**PROBLEM REQUIREMENTS:** Copy the data precisely, character for character, and leave out every picture.

-- BEGIN --

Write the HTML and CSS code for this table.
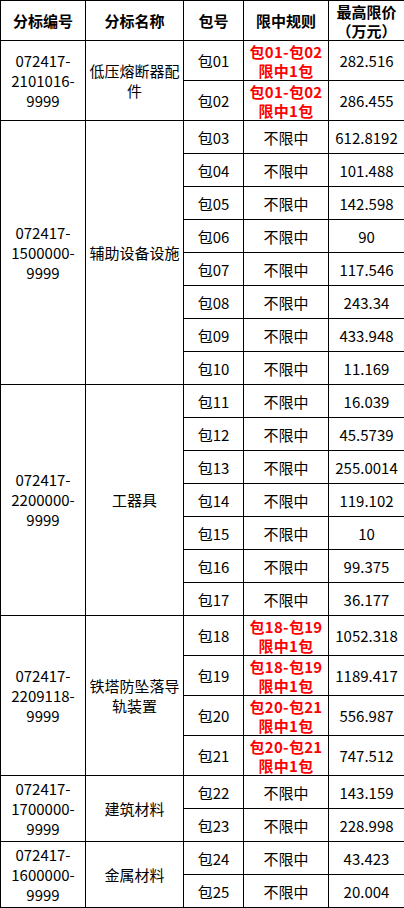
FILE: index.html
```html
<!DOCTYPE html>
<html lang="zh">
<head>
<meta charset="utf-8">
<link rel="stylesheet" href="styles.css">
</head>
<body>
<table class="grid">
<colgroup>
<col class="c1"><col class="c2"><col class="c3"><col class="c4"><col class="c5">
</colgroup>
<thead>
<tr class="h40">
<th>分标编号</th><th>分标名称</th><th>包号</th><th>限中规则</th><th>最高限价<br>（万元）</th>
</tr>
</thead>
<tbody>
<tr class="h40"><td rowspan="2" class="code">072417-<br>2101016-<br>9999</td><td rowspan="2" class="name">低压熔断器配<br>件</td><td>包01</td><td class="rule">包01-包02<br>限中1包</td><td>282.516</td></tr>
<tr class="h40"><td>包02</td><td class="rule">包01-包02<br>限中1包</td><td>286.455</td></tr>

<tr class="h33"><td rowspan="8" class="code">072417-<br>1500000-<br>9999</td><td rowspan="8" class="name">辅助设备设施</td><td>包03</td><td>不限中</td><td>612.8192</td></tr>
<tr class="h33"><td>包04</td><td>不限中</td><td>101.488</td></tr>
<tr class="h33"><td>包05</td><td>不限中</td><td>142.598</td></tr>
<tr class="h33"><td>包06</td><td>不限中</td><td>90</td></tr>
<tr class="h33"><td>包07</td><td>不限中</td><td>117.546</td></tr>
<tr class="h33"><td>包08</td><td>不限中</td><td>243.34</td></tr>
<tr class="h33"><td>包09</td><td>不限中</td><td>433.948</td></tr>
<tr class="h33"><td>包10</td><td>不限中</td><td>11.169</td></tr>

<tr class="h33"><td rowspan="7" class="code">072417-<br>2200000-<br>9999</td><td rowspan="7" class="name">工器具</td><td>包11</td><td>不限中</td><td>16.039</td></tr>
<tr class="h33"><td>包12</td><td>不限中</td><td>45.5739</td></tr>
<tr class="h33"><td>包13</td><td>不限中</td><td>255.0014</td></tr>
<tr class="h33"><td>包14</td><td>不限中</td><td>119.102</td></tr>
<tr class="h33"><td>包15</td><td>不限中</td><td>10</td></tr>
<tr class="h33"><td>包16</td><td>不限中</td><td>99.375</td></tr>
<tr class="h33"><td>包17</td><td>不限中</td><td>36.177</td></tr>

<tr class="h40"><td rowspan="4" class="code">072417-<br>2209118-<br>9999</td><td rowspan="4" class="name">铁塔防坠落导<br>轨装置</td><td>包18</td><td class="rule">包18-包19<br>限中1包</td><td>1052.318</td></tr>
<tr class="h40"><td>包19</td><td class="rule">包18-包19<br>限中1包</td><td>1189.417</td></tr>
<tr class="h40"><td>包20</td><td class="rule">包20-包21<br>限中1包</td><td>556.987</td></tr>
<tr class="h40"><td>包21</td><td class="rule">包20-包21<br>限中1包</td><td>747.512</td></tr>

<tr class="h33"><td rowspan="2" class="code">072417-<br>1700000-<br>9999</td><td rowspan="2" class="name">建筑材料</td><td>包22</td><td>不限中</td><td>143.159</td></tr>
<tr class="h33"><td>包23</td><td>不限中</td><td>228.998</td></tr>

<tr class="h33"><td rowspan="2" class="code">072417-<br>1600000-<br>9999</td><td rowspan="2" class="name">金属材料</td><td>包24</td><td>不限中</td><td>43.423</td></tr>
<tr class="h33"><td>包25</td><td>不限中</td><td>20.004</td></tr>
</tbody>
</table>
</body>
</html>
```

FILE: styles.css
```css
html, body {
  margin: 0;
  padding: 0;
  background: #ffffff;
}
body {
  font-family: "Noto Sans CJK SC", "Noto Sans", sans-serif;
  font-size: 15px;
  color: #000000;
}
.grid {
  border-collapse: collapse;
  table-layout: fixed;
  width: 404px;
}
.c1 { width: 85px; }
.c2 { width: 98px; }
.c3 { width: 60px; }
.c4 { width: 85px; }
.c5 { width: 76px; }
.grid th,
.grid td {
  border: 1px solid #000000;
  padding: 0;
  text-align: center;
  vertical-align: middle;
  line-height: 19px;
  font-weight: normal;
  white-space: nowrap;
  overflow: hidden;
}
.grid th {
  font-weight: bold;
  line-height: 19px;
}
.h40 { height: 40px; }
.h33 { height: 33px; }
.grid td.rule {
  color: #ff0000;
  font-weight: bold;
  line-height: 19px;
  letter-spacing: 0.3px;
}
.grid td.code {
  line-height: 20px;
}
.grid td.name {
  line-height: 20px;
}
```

-- END --

**REPLY TO THE EXERCISE:**
Write the HTML and CSS code for this table.
FILE: index.html
```html
<!DOCTYPE html>
<html lang="zh">
<head>
<meta charset="utf-8">
<link rel="stylesheet" href="styles.css">
</head>
<body>
<table class="grid">
<colgroup>
<col class="c1"><col class="c2"><col class="c3"><col class="c4"><col class="c5">
</colgroup>
<thead>
<tr class="h40">
<th>分标编号</th><th>分标名称</th><th>包号</th><th>限中规则</th><th>最高限价<br>（万元）</th>
</tr>
</thead>
<tbody>
<tr class="h40"><td rowspan="2" class="code">072417-<br>2101016-<br>9999</td><td rowspan="2" class="name">低压熔断器配<br>件</td><td>包01</td><td class="rule">包01-包02<br>限中1包</td><td>282.516</td></tr>
<tr class="h40"><td>包02</td><td class="rule">包01-包02<br>限中1包</td><td>286.455</td></tr>

<tr class="h33"><td rowspan="8" class="code">072417-<br>1500000-<br>9999</td><td rowspan="8" class="name">辅助设备设施</td><td>包03</td><td>不限中</td><td>612.8192</td></tr>
<tr class="h33"><td>包04</td><td>不限中</td><td>101.488</td></tr>
<tr class="h33"><td>包05</td><td>不限中</td><td>142.598</td></tr>
<tr class="h33"><td>包06</td><td>不限中</td><td>90</td></tr>
<tr class="h33"><td>包07</td><td>不限中</td><td>117.546</td></tr>
<tr class="h33"><td>包08</td><td>不限中</td><td>243.34</td></tr>
<tr class="h33"><td>包09</td><td>不限中</td><td>433.948</td></tr>
<tr class="h33"><td>包10</td><td>不限中</td><td>11.169</td></tr>

<tr class="h33"><td rowspan="7" class="code">072417-<br>2200000-<br>9999</td><td rowspan="7" class="name">工器具</td><td>包11</td><td>不限中</td><td>16.039</td></tr>
<tr class="h33"><td>包12</td><td>不限中</td><td>45.5739</td></tr>
<tr class="h33"><td>包13</td><td>不限中</td><td>255.0014</td></tr>
<tr class="h33"><td>包14</td><td>不限中</td><td>119.102</td></tr>
<tr class="h33"><td>包15</td><td>不限中</td><td>10</td></tr>
<tr class="h33"><td>包16</td><td>不限中</td><td>99.375</td></tr>
<tr class="h33"><td>包17</td><td>不限中</td><td>36.177</td></tr>

<tr class="h40"><td rowspan="4" class="code">072417-<br>2209118-<br>9999</td><td rowspan="4" class="name">铁塔防坠落导<br>轨装置</td><td>包18</td><td class="rule">包18-包19<br>限中1包</td><td>1052.318</td></tr>
<tr class="h40"><td>包19</td><td class="rule">包18-包19<br>限中1包</td><td>1189.417</td></tr>
<tr class="h40"><td>包20</td><td class="rule">包20-包21<br>限中1包</td><td>556.987</td></tr>
<tr class="h40"><td>包21</td><td class="rule">包20-包21<br>限中1包</td><td>747.512</td></tr>

<tr class="h33"><td rowspan="2" class="code">072417-<br>1700000-<br>9999</td><td rowspan="2" class="name">建筑材料</td><td>包22</td><td>不限中</td><td>143.159</td></tr>
<tr class="h33"><td>包23</td><td>不限中</td><td>228.998</td></tr>

<tr class="h33"><td rowspan="2" class="code">072417-<br>1600000-<br>9999</td><td rowspan="2" class="name">金属材料</td><td>包24</td><td>不限中</td><td>43.423</td></tr>
<tr class="h33"><td>包25</td><td>不限中</td><td>20.004</td></tr>
</tbody>
</table>
</body>
</html>
```

FILE: styles.css
```css
html, body {
  margin: 0;
  padding: 0;
  background: #ffffff;
}
body {
  font-family: "Noto Sans CJK SC", "Noto Sans", sans-serif;
  font-size: 15px;
  color: #000000;
}
.grid {
  border-collapse: collapse;
  table-layout: fixed;
  width: 404px;
}
.c1 { width: 85px; }
.c2 { width: 98px; }
.c3 { width: 60px; }
.c4 { width: 85px; }
.c5 { width: 76px; }
.grid th,
.grid td {
  border: 1px solid #000000;
  padding: 0;
  text-align: center;
  vertical-align: middle;
  line-height: 19px;
  font-weight: normal;
  white-space: nowrap;
  overflow: hidden;
}
.grid th {
  font-weight: bold;
  line-height: 19px;
}
.h40 { height: 40px; }
.h33 { height: 33px; }
.grid td.rule {
  color: #ff0000;
  font-weight: bold;
  line-height: 19px;
  letter-spacing: 0.3px;
}
.grid td.code {
  line-height: 20px;
}
.grid td.name {
  line-height: 20px;
}
```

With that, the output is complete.